It is never a good sign when the stands hold more stardust than a supposedly champion side.
In a season of unusual indignities, it was another indication of Manchester United’s decline that the plush seats at Stamford Bridge featured more luminaries, albeit spread across two sports, than David Moyes’s team. David Beckham and Kevin Pietersen may be skilled self-publicists but they retain a certain glamour.
United lack it. Theirs is a mundane mediocrity. Shorn of Robin van Persie and Wayne Rooney, the two men with the “X” factor, they exited the title race.
Fourteen points behind Arsenal, 12 adrift of third-placed Chelsea, even six from fifth position, their demise is evident in every league table. This is a limited team whose limitations have become apparent whenever they have faced their peers. They have one win in 10 league games against the top nine, a mere five points against the rest of the elite eight.
This is Moyes’s United, the side that fails the stiffest examinations and whose hopes rest squarely on two pairs of shoulders. Their flagship victory, against Arsenal, came courtesy of Van Persie. He tended to be the decisive influence when they prevailed in major matches last year, too.
Rooney also has a respectable record in season-defining fixtures. They are living – or, at the moment, limping – proof that big games demand big talents. United have too few.
A comparison of the team sheets prompted the question of how many would merit a place in the Chelsea side. Two? Three? It was hard to make a case for four of United’s men in a joint 11, even before a chastening defeat.

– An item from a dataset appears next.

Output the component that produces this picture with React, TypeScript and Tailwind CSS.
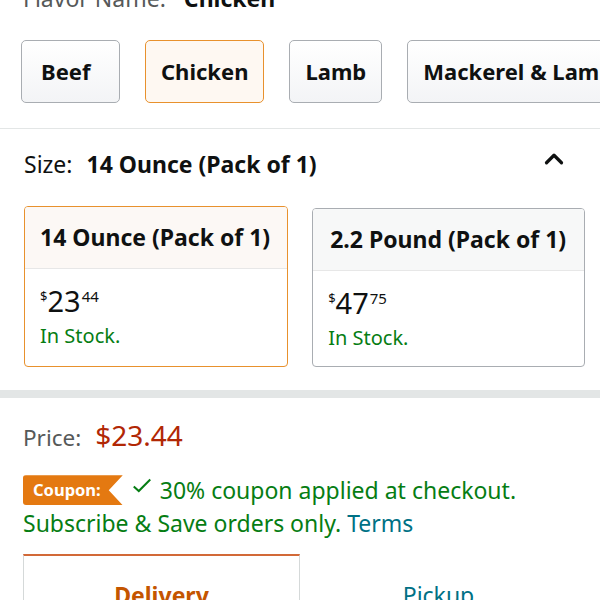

If the initial analysis was that both sides might suffer from a striking shortage, Chelsea emerged the stronger in that department, too. United have two of the most feared forwards in the world, but both are sidelined; Chelsea two, in Fernando Torres and Samuel Eto’o, who used to belong in that bracket.
Yet Jose Mourinho is conjuring contributions from his ageing frontmen. The Cameroonian, who scored against United in the 2009 Uefa Champions League final, delivered a hat-trick that rendered the visitors’ bright start the falsest of false dawns. The early attempt to compensate for the gulf in talent with an up-tempo, energetic approach suggested United were liberated by their status as underdogs.
Yet they lack the power to sustain such spurts. After Eto’o opened the scoring, United settled into their familiar pattern of humdrum blandness, until Javier Hernandez began his bright cameo.
Without the physical power or the passing philosophy to dominate, they are reliant on individual inspiration. Only Adnan Januzaj threatens to offer any; a Moyes side has not been this dependent upon a teenager since his Everton team, including Rooney, flirted with relegation in 2003/04.
The collective malaise is such that too many of the supporting cast no longer even boast the reliability required. Phil Jones let Eto’o escape his attentions too easily for the opener. Rafael da Silva switched off after a corner was half-cleared before the Cameroonian’s second goal. Jonny Evans lost Gary Cahill when Eto’o completed his hat-trick.
The days when United’s squad players were the scourge of fancied sides – remember when Park Ji-sung, Darren Fletcher and Anderson were all Arsenal’s nemeses at the same time? – are long gone.
Now, United’s pool is packed with players Moyes scarcely seems to trust. Rio Ferdinand is rarely seen, Wilfried Zaha spotted still less often and his patience with Tom Cleverley seemed exhausted when the midfielder conceded a crucial penalty at Sunderland. Shinji Kagawa lingered unused on the bench but, given his record against the best, it is hard to fault Moyes for his lack of faith.
He was supposed to be United’s third superstar. Instead, like the biggest draw of all, he had a watching brief. Once again, Sir Alex Ferguson was sat in the stands, next to the singer Mick Hucknall. Simply Red was an apt tag for Ferguson’s United. Now it is simply dreadful for them.